Theodore Odrach (February 13, 1912 – October 7, 1964), born Theodore Sholomitsky, was a Ukrainian writer of novels, short stories and memoirs.  He is generally known as the "writer of the Pinsk Marshes."

Early life
Odrach was born in Misiatichy, outside of Pinsk, Belarus, to an impoverished noble  family ("shliahta").   The youngest of several children, Odrach was extremely devoted to his mother. An unruly child, at the age of nine he was sent by Polish authorities who then controlled the area to a reform school for boys in Vilnius. His parents were never informed of his whereabouts and did not learn what had happened to him until years later.
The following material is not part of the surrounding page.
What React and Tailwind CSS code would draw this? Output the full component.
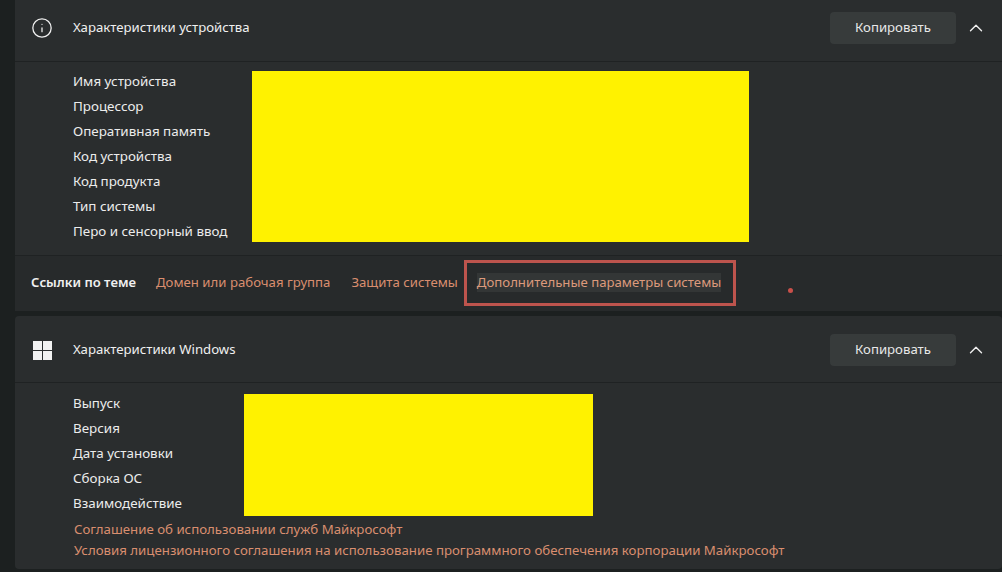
import React from 'react';
import { Info, ChevronUp } from 'lucide-react';

const font = "font-['Noto_Sans','Open_Sans',sans-serif]";

const WindowsLogo = () => (
  <svg width="19" height="19" viewBox="0 0 19 19" fill="#f2f2f2">
    <rect x="0" y="0" width="9" height="9" />
    <rect x="10" y="0" width="9" height="9" />
    <rect x="0" y="10" width="9" height="9" />
    <rect x="10" y="10" width="9" height="9" />
  </svg>
);

const CardHeader = ({ icon, title, boxClass }) => (
  <div className={`flex items-center border-b border-[#1f2223] pl-[18px] pr-[15px] ${boxClass}`}>
    <div className="flex w-[40px] justify-start">{icon}</div>
    <div className="text-[13.2px] text-[#f0f0f0]">{title}</div>
    <button className="ml-auto h-[32px] w-[126px] rounded-[4px] bg-[#373b3b] text-[13.2px] text-[#e8e8e8]">
      Копировать
    </button>
    <ChevronUp className="ml-[9px] h-[22px] w-[22px] text-[#f0f0f0]" strokeWidth={1.5} />
  </div>
);

const Specs = ({ rows, labelWidth, yellowClass, pad }) => (
  <div className={`flex pl-[58px] ${pad}`}>
    <div className={labelWidth}>
      {rows.map(r => (
        <div key={r} className="h-[25px] text-[13.4px] leading-[25px] text-[#ececec]">{r}</div>
      ))}
    </div>
    <div className={`bg-[#fff200] ${yellowClass}`} />
  </div>
);

export default function App() {
  return (
    <div className={`h-[572px] w-[1002px] overflow-hidden bg-[#1c2020] pl-[15px] ${font}`}>
      <section className="h-[311px] rounded-b-[4px] bg-[#2a2d2e]">
        <CardHeader
          icon={<Info className="ml-[-2px] h-[22px] w-[22px] text-[#f0f0f0]" strokeWidth={1.4} />}
          title="Характеристики устройства"
          boxClass="h-[62px] pb-[5px]"
        />
        <Specs
          rows={['Имя устройства', 'Процессор', 'Оперативная память', 'Код устройства', 'Код продукта', 'Тип системы', 'Перо и сенсорный ввод']}
          labelWidth="w-[179px]"
          yellowClass="mt-[2px] h-[171px] w-[497px]"
          pad="pt-[7px]"
        />
        <div className="relative mt-[11px] flex h-[56px] items-center border-t border-[#1f2223] bg-[#272a2b] pb-[2px] pl-[16px] text-[13.2px]">
          <span className="text-[13.1px] font-semibold text-[#f0f0f0]">Ссылки по теме</span>
          <a className="ml-[20px] text-[#d98e6f]">Домен или рабочая группа</a>
          <a className="ml-[21px] text-[#d98e6f]">Защита системы</a>
          <a className="ml-[6px] flex h-[46px] w-[272px] items-center border-[3px] border-[#bd544d] pl-[10px] text-[#dc9a7c]">
            <span className="bg-[#333636] leading-[19px]">Дополнительные параметры системы</span>
          </a>
          {/* red dot left on the screenshot */}
          <div className="absolute left-[773px] top-[32px] h-[5px] w-[5px] rounded-full bg-[#c9504a]" />
        </div>
      </section>
      <section className="mt-[5px] h-[253px] rounded-[4px] bg-[#2a2d2e]">
        <CardHeader icon={<WindowsLogo />} title="Характеристики Windows" boxClass="h-[67px] pt-[2px]" />
        <Specs
          rows={['Выпуск', 'Версия', 'Дата установки', 'Сборка ОС', 'Взаимодействие']}
          labelWidth="w-[171px]"
          yellowClass="mt-[3px] h-[122px] w-[349px]"
          pad="pt-[8px]"
        />
        <div className="pl-[59px] pt-[3px] text-[13.25px] leading-[21px] text-[#d98e6f]">
          <div>Соглашение об использовании служб Майкрософт</div>
          <div>Условия лицензионного соглашения на использование программного обеспечения корпорации Майкрософт</div>
        </div>
      </section>
    </div>
  );
}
After serving his time, doing odd renovation jobs around town at the age of eighteen, Odrach enrolled in the Stefan Batory University (now Vilnius University), where he went on to earn a degree in ancient history and philosophy.

The family coat of arms depicts Hippocentaurus, and the family name dates back to the 16th century, when Grand Duchy of Lithuania was powerful. The Sholomitsky estate was located in a village Sholomichy, near Mysiatichy and Pinsk.

It is likely that T. Odrach was baptized in the Church of Saint Paraskeva in Misiatichy, which was founded in the 18th century. The polesian local word "odrach" means "meadows near the Styr river, to Misiatichy".

World War II
With the Soviet invasion of Vilnius in 1939, Odrach fled to his native Belarus, landing a position as teacher of a grammar school in Hliaby's village, after as headmaster of a grammar school in Soshna's village (near Pinsk). Denounced by the Soviets and briefly imprisoned, he then headed south to Ukraine (Volyn Oblast), where he edited several underground newspapers. Still pursued by the Soviets and ultimately forced into hiding, he changed his name from Sholomitsky to Odrach, and managed to escape to Slovakia by way of the Carpathian Mountains.

In the West
With the war's end, Odrach roamed around Europe for several years. In 1948, after meeting Klara Nagorski in Germany, the two moved to Manchester, England, where they married. They lived in Manchester approximately five years and worked as weavers in a linen factory. In 1953 both Odrach and his wife boarded an ocean liner and sailed for Canada. With the birth of their two daughters, Ruta and Erma, they settled into a Victorian-style house on a small, quiet residential street in Toronto. Working by day in a nearby printing house, at night Odrach returned home to focus on his writing. Odrach produced novels, short stories, and articles for local Ukrainian newspapers. As his books were banned in the Soviet Union, he depended on the small Western immigrant community for his readership. Odrach's major works were written in his Toronto home. Odrach suffered a fatal stroke in 1964.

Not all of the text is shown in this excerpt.